- [TASK OBJECTIVE]:
Reproduce the entries shown below only from the line with "Write the Vue" down to the line with "<h1>Create a new", keeping both end lines and copying each one exactly.

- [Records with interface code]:
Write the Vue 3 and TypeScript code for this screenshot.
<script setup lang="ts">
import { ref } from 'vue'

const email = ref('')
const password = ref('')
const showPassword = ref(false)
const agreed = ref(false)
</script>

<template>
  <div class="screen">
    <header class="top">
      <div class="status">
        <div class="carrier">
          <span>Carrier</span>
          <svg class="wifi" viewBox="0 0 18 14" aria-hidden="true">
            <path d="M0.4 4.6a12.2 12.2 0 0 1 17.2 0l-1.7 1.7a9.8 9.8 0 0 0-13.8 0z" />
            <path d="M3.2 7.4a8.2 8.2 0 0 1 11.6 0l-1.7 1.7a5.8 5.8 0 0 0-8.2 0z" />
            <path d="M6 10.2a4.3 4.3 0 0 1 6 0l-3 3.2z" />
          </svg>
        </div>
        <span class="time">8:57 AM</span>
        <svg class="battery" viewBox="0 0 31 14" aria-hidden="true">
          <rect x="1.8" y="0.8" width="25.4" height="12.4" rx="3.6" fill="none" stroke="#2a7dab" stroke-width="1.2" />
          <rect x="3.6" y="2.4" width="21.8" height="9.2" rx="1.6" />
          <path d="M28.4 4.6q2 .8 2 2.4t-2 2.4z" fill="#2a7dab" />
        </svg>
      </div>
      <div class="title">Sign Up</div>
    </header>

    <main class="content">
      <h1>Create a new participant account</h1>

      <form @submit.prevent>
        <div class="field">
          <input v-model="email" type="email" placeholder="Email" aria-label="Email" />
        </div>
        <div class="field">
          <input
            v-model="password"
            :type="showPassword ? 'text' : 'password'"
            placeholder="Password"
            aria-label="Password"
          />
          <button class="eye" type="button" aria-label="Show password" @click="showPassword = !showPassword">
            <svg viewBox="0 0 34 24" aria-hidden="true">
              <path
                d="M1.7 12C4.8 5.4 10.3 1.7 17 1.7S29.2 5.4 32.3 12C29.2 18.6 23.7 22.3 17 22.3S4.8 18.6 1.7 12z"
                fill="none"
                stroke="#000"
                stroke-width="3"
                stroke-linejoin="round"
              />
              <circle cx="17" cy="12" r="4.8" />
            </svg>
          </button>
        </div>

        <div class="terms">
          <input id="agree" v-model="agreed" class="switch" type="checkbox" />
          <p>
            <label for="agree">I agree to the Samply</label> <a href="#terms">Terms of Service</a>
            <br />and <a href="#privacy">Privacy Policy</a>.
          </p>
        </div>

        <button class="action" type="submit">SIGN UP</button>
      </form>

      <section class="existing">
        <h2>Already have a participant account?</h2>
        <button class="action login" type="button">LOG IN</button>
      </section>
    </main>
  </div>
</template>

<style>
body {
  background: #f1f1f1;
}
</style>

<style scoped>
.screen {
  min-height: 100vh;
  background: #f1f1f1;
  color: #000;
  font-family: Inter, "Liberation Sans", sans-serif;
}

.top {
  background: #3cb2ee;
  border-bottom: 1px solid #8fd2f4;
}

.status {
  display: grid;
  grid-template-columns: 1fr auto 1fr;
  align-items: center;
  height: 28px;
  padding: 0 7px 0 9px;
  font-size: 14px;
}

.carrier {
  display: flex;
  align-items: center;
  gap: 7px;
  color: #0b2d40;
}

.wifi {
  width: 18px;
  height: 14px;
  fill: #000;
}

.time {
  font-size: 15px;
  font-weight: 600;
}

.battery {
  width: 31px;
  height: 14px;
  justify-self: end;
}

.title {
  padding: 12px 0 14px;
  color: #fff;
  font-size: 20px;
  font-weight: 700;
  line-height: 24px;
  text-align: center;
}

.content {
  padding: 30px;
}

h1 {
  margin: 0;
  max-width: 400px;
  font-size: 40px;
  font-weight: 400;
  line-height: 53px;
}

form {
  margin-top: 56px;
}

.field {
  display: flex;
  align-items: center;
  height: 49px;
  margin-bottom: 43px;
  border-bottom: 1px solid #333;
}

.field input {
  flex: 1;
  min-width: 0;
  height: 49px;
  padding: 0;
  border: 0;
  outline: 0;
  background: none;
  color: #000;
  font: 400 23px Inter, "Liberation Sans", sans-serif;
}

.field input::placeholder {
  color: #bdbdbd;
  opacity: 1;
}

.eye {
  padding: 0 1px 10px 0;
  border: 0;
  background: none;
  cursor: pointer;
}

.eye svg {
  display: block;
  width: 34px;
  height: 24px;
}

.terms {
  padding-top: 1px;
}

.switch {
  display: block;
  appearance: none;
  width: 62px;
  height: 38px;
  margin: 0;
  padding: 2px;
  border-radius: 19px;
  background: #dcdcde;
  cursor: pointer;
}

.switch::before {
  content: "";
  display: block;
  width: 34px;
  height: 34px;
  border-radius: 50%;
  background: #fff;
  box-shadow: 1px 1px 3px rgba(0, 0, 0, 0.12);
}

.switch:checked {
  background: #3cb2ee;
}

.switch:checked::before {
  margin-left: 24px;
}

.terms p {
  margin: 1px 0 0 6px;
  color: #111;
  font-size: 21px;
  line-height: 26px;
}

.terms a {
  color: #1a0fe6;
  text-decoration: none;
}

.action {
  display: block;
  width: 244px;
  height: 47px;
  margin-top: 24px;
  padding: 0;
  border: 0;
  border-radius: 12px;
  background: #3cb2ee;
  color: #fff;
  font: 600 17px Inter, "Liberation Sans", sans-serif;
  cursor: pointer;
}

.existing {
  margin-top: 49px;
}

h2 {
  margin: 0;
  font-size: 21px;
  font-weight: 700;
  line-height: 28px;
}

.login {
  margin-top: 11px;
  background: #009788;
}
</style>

--

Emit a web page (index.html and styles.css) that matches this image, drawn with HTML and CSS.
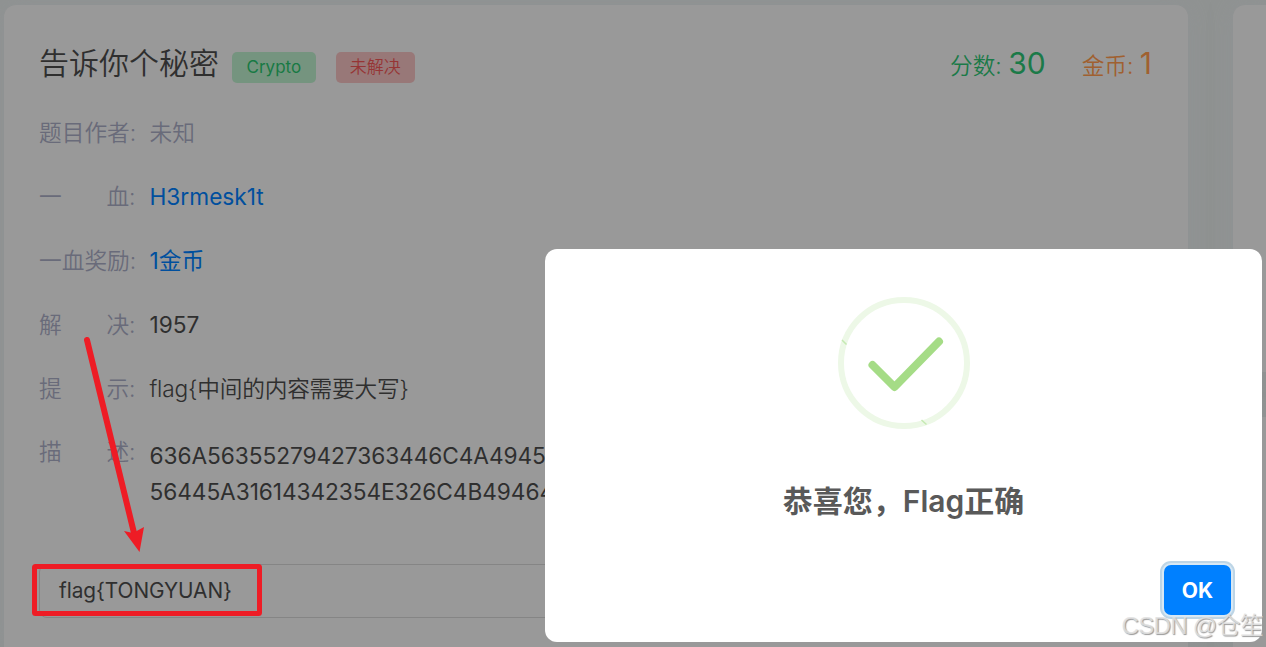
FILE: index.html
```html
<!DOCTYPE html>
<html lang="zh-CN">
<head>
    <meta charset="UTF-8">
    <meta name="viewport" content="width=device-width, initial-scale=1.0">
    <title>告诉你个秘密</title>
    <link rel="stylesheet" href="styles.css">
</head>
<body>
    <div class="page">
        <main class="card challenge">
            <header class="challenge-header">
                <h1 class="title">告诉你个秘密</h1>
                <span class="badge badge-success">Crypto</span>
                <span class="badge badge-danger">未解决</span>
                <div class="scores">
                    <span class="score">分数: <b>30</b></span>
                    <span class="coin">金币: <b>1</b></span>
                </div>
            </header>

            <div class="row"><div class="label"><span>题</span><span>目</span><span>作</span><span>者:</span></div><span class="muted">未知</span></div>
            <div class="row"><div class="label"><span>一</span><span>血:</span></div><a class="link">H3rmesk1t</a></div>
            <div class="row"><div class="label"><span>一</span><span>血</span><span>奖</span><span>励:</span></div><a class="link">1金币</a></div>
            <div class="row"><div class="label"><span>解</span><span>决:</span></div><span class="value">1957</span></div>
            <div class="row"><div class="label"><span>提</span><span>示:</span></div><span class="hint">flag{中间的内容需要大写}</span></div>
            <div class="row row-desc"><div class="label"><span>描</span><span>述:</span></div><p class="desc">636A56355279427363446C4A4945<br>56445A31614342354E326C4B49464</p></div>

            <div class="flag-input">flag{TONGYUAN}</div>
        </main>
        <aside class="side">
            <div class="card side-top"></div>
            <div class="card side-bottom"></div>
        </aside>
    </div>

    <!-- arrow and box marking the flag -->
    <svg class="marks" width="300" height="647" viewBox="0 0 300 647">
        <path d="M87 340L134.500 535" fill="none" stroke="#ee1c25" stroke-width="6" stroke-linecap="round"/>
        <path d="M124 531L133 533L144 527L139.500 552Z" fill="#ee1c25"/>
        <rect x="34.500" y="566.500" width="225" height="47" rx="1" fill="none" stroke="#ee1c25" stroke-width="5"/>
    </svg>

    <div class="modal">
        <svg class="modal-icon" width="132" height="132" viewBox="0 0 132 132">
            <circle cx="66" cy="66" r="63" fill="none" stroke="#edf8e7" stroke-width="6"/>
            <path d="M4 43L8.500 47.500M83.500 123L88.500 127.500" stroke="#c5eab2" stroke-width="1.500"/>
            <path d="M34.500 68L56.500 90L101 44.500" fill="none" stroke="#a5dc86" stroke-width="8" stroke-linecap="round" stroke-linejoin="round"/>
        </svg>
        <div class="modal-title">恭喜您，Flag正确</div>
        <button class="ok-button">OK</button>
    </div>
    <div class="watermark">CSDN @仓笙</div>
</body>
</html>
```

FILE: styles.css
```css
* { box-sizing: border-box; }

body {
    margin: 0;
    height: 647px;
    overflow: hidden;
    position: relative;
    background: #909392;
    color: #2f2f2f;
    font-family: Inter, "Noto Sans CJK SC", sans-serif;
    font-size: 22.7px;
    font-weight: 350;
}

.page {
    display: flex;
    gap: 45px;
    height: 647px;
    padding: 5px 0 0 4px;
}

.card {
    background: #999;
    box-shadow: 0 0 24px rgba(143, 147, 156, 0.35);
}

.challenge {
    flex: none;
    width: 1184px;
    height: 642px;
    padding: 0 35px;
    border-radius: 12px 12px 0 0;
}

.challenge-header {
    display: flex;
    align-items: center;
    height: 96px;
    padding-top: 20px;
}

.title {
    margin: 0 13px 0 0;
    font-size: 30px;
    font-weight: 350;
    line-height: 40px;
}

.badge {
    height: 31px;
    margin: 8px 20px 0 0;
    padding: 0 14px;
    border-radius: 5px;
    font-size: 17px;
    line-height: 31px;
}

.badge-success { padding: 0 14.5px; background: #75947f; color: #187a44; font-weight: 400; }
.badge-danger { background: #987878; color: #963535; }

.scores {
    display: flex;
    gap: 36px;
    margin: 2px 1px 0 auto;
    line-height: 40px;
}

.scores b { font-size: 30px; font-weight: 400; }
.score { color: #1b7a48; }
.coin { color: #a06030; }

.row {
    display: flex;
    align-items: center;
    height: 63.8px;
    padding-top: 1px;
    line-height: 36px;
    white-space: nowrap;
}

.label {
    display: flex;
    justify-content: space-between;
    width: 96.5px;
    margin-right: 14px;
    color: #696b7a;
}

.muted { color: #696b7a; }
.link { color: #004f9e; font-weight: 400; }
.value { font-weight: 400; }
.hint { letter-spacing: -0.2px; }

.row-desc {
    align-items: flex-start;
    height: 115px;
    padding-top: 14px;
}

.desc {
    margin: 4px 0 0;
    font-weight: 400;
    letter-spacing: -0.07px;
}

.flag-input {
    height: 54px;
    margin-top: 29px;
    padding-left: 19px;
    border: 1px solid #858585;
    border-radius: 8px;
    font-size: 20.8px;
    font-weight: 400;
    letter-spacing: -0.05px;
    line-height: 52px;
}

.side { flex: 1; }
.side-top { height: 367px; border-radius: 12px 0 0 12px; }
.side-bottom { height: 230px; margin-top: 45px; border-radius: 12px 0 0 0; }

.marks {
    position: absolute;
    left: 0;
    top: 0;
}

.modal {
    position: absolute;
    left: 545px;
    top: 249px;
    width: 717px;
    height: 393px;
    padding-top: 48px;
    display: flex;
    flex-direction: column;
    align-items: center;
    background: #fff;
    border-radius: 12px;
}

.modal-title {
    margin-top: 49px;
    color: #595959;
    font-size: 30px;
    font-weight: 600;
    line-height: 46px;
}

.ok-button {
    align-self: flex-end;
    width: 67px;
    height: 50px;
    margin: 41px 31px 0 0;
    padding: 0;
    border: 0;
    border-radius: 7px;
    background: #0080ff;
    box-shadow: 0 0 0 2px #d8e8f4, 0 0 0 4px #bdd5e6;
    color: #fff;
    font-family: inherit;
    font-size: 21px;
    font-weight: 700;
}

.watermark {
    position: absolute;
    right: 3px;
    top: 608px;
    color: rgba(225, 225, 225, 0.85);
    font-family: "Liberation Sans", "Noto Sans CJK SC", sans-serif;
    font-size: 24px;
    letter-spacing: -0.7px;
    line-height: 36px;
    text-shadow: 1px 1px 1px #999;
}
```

- [SOLUTION]:
Write the Vue 3 and TypeScript code for this screenshot.
<script setup lang="ts">
import { ref } from 'vue'

const email = ref('')
const password = ref('')
const showPassword = ref(false)
const agreed = ref(false)
</script>

<template>
  <div class="screen">
    <header class="top">
      <div class="status">
        <div class="carrier">
          <span>Carrier</span>
          <svg class="wifi" viewBox="0 0 18 14" aria-hidden="true">
            <path d="M0.4 4.6a12.2 12.2 0 0 1 17.2 0l-1.7 1.7a9.8 9.8 0 0 0-13.8 0z" />
            <path d="M3.2 7.4a8.2 8.2 0 0 1 11.6 0l-1.7 1.7a5.8 5.8 0 0 0-8.2 0z" />
            <path d="M6 10.2a4.3 4.3 0 0 1 6 0l-3 3.2z" />
          </svg>
        </div>
        <span class="time">8:57 AM</span>
        <svg class="battery" viewBox="0 0 31 14" aria-hidden="true">
          <rect x="1.8" y="0.8" width="25.4" height="12.4" rx="3.6" fill="none" stroke="#2a7dab" stroke-width="1.2" />
          <rect x="3.6" y="2.4" width="21.8" height="9.2" rx="1.6" />
          <path d="M28.4 4.6q2 .8 2 2.4t-2 2.4z" fill="#2a7dab" />
        </svg>
      </div>
      <div class="title">Sign Up</div>
    </header>

    <main class="content">
      <h1>Create a new participant account</h1>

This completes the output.